Bütçemizi değerlendirirken, damacana suyu düzenli olarak satın almanın yıllık masrafını detaylı şekilde hesaplamamız gerekir. Örneğin, aylık su tüketim miktarımızı göz önünde bulundurup, bu tüketimi damacana fiyatıyla çarparak yıllık maliyeti görebiliriz. Buna karşın su arıtma cihazlarının yalnızca kurulum maliyeti değil, aynı zamanda filtre değişim maliyetlerini de hesaba katmalıyız. Uzun vadede daha düşük maliyet sağlamak istiyorsak, bu cihazlar iyi bir seçenek olabilir.
Plastik atık konusu oldukça önemli. Damacana kullanımı plastik tüketimini artıran bir faktör olabiliyor. Aynı şekilde, boş damacanaların taşınması ve tedarik zinciri sürecinde karbon ayak izi söz konusu. Arıtma cihazları ise bu açıdan daha çevreci bir alternatif sunabilir. Ekolojik faydayı dikkate alarak karar verirsek, doğal kaynakların korunmasına bireysel katkıda bulunmuş oluruz.

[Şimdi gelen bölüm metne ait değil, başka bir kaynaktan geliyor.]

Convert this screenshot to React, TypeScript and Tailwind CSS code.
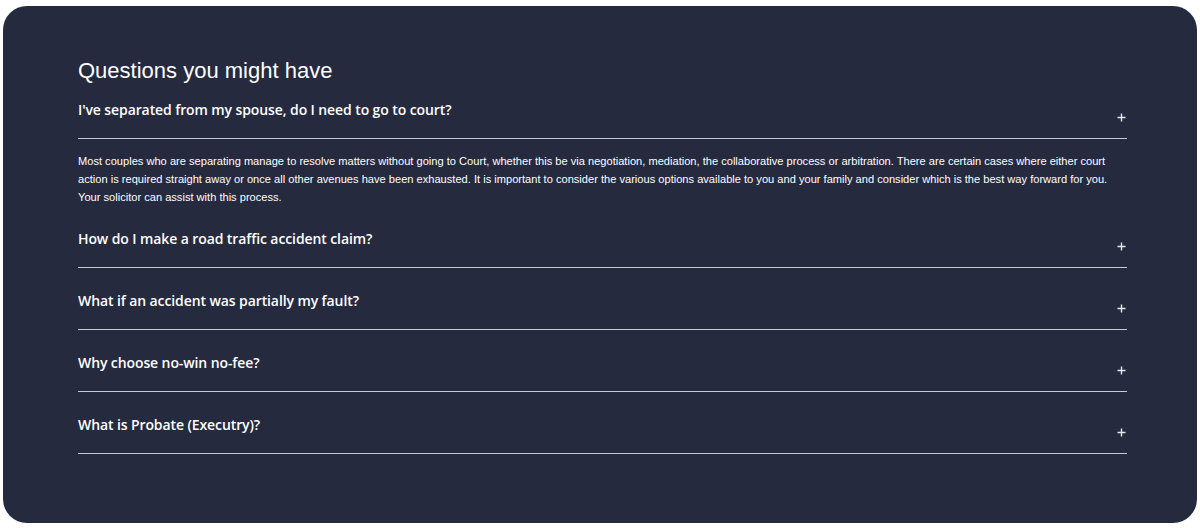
import React from "react";

const items = [
  {
    q: "I've separated from my spouse, do I need to go to court?",
    a: "Most couples who are separating manage to resolve matters without going to Court, whether this be via negotiation, mediation, the collaborative process or arbitration. There are certain cases where either court action is required straight away or once all other avenues have been exhausted. It is important to consider the various options available to you and your family and consider which is the best way forward for you. Your solicitor can assist with this process.",
  },
  { q: "How do I make a road traffic accident claim?" },
  { q: "What if an accident was partially my fault?" },
  { q: "Why choose no-win no-fee?" },
  { q: "What is Probate (Executry)?" },
];

function Plus() {
  return (
    <svg width="9" height="9" viewBox="0 0 9 9" className="shrink-0">
      <path d="M4.5 0.5v8M0.5 4.5h8" stroke="#e6e7ec" strokeWidth="1.4" />
    </svg>
  );
}

export default function App() {
  return (
    <div className="w-[1200px] h-[528px] bg-white pt-[6px] pl-[3px] pr-[3px] pb-[5px]">
      <div className="h-full rounded-[24px] bg-[#252a3f] pt-[52px] pl-[75px] pr-[70px]">
        <h2
          className="text-[22px] leading-[26px] text-white"
          style={{ fontFamily: '"Liberation Sans", Arial, sans-serif' }}
        >
          Questions you might have
        </h2>
        <div className="mt-[15px]">
          {items.map((it, i) => (
            <div key={i} className={i === 0 ? "" : "pt-[22px]"}>
              <div className="border-b border-[#c9cbd3] pb-[16px] flex justify-between items-start">
                <span
                  className="text-[14px] leading-[22px] font-semibold text-white tracking-[-0.1px]"
                  style={{ fontFamily: '"Open Sans", sans-serif' }}
                >
                  {it.q}
                </span>
                <span className="mt-[14px] mr-[1px]">
                  <Plus />
                </span>
              </div>
              {it.a && (
                <p
                  className="pt-[13px] text-[11.1px] leading-[18px] text-white"
                  style={{ fontFamily: '"Liberation Sans", Arial, sans-serif' }}
                >
                  {it.a}
                </p>
              )}
            </div>
          ))}
        </div>
      </div>
    </div>
  );
}
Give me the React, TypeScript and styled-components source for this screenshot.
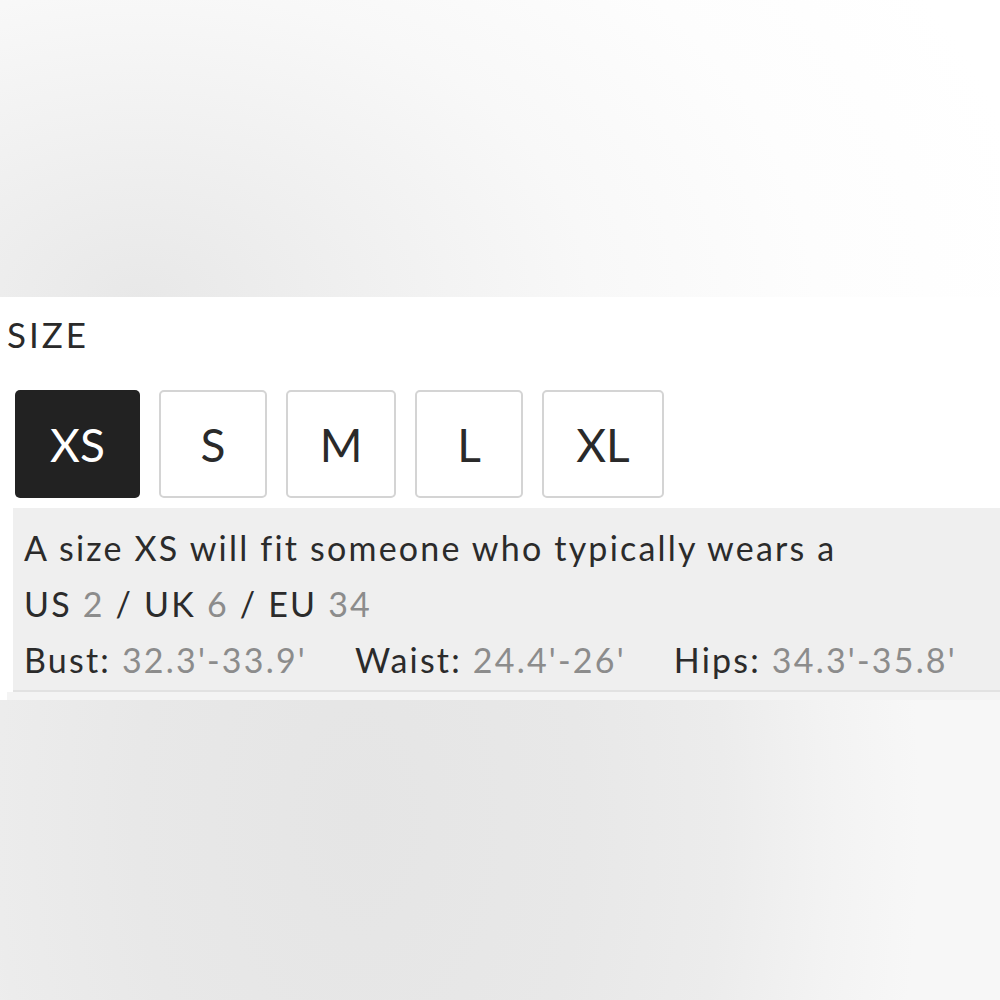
import React from "react";
import styled, { createGlobalStyle } from "styled-components";

const GlobalStyle = createGlobalStyle`
  html, body {
    margin: 0;
    padding: 0;
    background: #ffffff;
  }
  body {
    font-family: Lato, "Liberation Sans", sans-serif;
    color: #2b2b2b;
  }
`;

const Page = styled.div`
  width: 1000px;
  height: 1000px;
  display: flex;
  flex-direction: column;
  overflow: hidden;
`;

const TopBlur = styled.div`
  height: 297px;
  flex-shrink: 0;
  background: radial-gradient(
    ellipse 900px 620px at 140px 300px,
    #e8e8e8 0%,
    #f0f0f0 25%,
    #f8f8f8 50%,
    #fdfdfd 75%,
    #ffffff 100%
  );
`;

const Panel = styled.section`
  height: 403px;
  flex-shrink: 0;
  background: #ffffff;
  display: flex;
  flex-direction: column;
`;

const Title = styled.h2`
  margin: 0;
  padding: 15px 0 0 7px;
  height: 62px;
  box-sizing: border-box;
  font-size: 35px;
  font-weight: 400;
  letter-spacing: 3px;
  line-height: 44px;
  color: #2a2a2a;
`;

const SizeRow = styled.div`
  display: flex;
  gap: 19px;
  padding: 31px 0 0 15px;
`;

const SizeButton = styled.button<{ $active?: boolean; $width: number }>`
  box-sizing: border-box;
  width: ${(p) => p.$width}px;
  height: 108px;
  padding: 0;
  display: flex;
  align-items: center;
  justify-content: center;
  font-family: Lato, "Liberation Sans", sans-serif;
  font-size: 46px;
  font-weight: 400;
  border-radius: 5px;
  cursor: pointer;
  border: ${(p) => (p.$active ? "none" : "2px solid #d4d4d4")};
  background: ${(p) => (p.$active ? "#222222" : "#ffffff")};
  color: ${(p) => (p.$active ? "#ffffff" : "#2a2a2a")};
`;

const InfoBox = styled.div`
  margin: 10px 0 0 13px;
  padding: 12px 0 0 11px;
  height: 184px;
  box-sizing: border-box;
  background: #efefef;
  border-bottom: 2px solid #e2e2e2;
  font-size: 34px;
  line-height: 56px;
  letter-spacing: 2.2px;
`;

const Line = styled.div`
  display: flex;
  gap: 48px;
  white-space: nowrap;
`;

const Dim = styled.span`
  color: #8c8c8c;
`;

const Footer = styled.div`
  height: 8px;
  margin-left: 7px;
  background: #f4f4f4;
`;

const BottomBlur = styled.div`
  flex: 1;
  background: radial-gradient(
    ellipse 560px 900px at 360px 120px,
    #e5e5e5 0%,
    #e8e8e8 40%,
    #ececec 65%,
    #f3f3f3 85%,
    #f7f7f7 100%
  );
`;

const sizes = [
  { label: "XS", width: 125 },
  { label: "S", width: 108 },
  { label: "M", width: 110 },
  { label: "L", width: 108 },
  { label: "XL", width: 122 },
];

const measures = [
  { name: "Bust", value: "32.3'-33.9'" },
  { name: "Waist", value: "24.4'-26'" },
  { name: "Hips", value: "34.3'-35.8'" },
];

export default function App() {
  const selected = "XS";
  return (
    <Page>
      <GlobalStyle />
      <TopBlur />
      <Panel>
        <Title>SIZE</Title>
        <SizeRow>
          {sizes.map((s) => (
            <SizeButton key={s.label} $width={s.width} $active={s.label === selected}>
              {s.label}
            </SizeButton>
          ))}
        </SizeRow>
        <InfoBox>
          <Line>A size XS will fit someone who typically wears a</Line>
          <Line>
            <span>
              US <Dim>2</Dim> / UK <Dim>6</Dim> / EU <Dim>34</Dim>
            </span>
          </Line>
          <Line>
            {measures.map((m) => (
              <span key={m.name}>
                {m.name}: <Dim>{m.value}</Dim>
              </span>
            ))}
          </Line>
        </InfoBox>
        <Footer />
      </Panel>
      <BottomBlur />
    </Page>
  );
}
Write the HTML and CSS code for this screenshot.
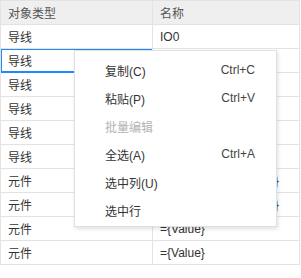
FILE: index.html
```html
<!DOCTYPE html>
<html>
<head>
<meta charset="utf-8">
<link rel="stylesheet" href="styles.css">
</head>
<body>
<div class="page">
  <div class="grid">
    <div class="cell head">对象类型</div><div class="cell head">名称</div>
    <div class="cell">导线</div><div class="cell">IO0</div>
    <div class="cell selected">导线</div><div class="cell">IO1</div>
    <div class="cell">导线</div><div class="cell">IO2</div>
    <div class="cell">导线</div><div class="cell">IO3</div>
    <div class="cell">导线</div><div class="cell">IO4</div>
    <div class="cell">导线</div><div class="cell">IO5</div>
    <div class="cell">元件</div><div class="cell">={Value}+" = "+{Value}</div>
    <div class="cell">元件</div><div class="cell">={Value}+" = "+{Value}</div>
    <div class="cell">元件</div><div class="cell">={Value}</div>
    <div class="cell">元件</div><div class="cell">={Value}</div>
  </div>
  <div class="menu">
    <div class="item"><span>复制(C)</span><span class="key">Ctrl+C</span></div>
    <div class="item"><span>粘贴(P)</span><span class="key">Ctrl+V</span></div>
    <div class="item disabled"><span>批量编辑</span></div>
    <div class="item"><span>全选(A)</span><span class="key">Ctrl+A</span></div>
    <div class="item"><span>选中列(U)</span></div>
    <div class="item"><span>选中行</span></div>
  </div>
</div>
</body>
</html>
```
FILE: styles.css
```css
html, body { margin: 0; padding: 0; background: #fff; }
body {
  font-family: "Liberation Sans", "Noto Sans CJK SC", sans-serif;
  font-size: 12px;
  color: #333;
}
.page { position: relative; width: 301px; height: 278px; overflow: hidden; }
.grid {
  display: grid;
  grid-template-columns: 152px 147px;
  grid-auto-rows: 24px;
  width: 300px;
  border-left: 1px solid #e3e3e3;
  border-top: 1px solid #e3e3e3;
  box-sizing: border-box;
}
.cell {
  border-right: 1px solid #e3e3e3;
  border-bottom: 1px solid #e3e3e3;
  padding-left: 7px;
  display: flex;
  align-items: center;
  white-space: pre;
  overflow: hidden;
  box-sizing: border-box;
}
.head { background: #efefef; color: #555; }
.selected { box-shadow: inset 0 0 0 1px #1a8cff; border-bottom-color: #1a8cff; }
.menu {
  position: absolute;
  left: 74px;
  top: 50px;
  width: 203px;
  padding: 5px 0 2px;
  box-sizing: border-box;
  background: #fff;
  border: 1px solid #e0e0e0;
  box-shadow: 1px 2px 4px rgba(0,0,0,0.12);
}
.item {
  height: 28px;
  display: flex;
  align-items: center;
  justify-content: space-between;
  padding: 0 21px 0 30px;
  color: #333;
}
.key { color: #444; }
.disabled { color: #b4b4b4; }
```
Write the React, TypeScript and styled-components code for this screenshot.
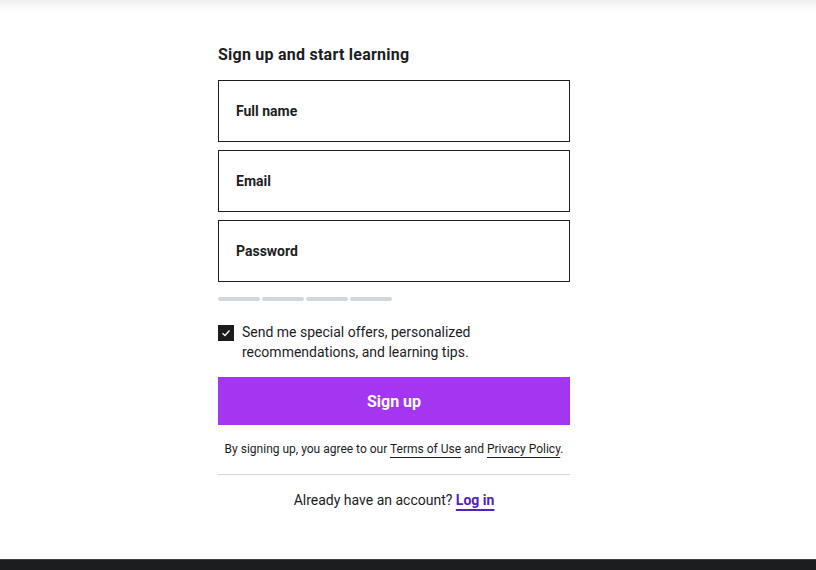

Damacana sürekli sipariş verilmesi gereken bir yöntem olduğu için kullanıcıları ek bir zahmete sokabilir. Oysa arıtma cihazları evde sürekli temiz su sağladığından özellikle zamanı kısıtlı bireyler için daha kullanışlıdır. Ofis ya da büyük aile ortamlarında da benzer şekilde arıtma cihazları pratiklik açısından avantaj sağlayabilir.
Sonuç olarak, Türk kullanıcıları olarak bizim için en uygun çözümü belirlerken ihtiyaçlarımızı, bölgemizdeki yerel şartları, ekonomimizi ve çevresel sorumluluklarımızı bir arada değerlendirmemiz gerektiğine inanıyoruz.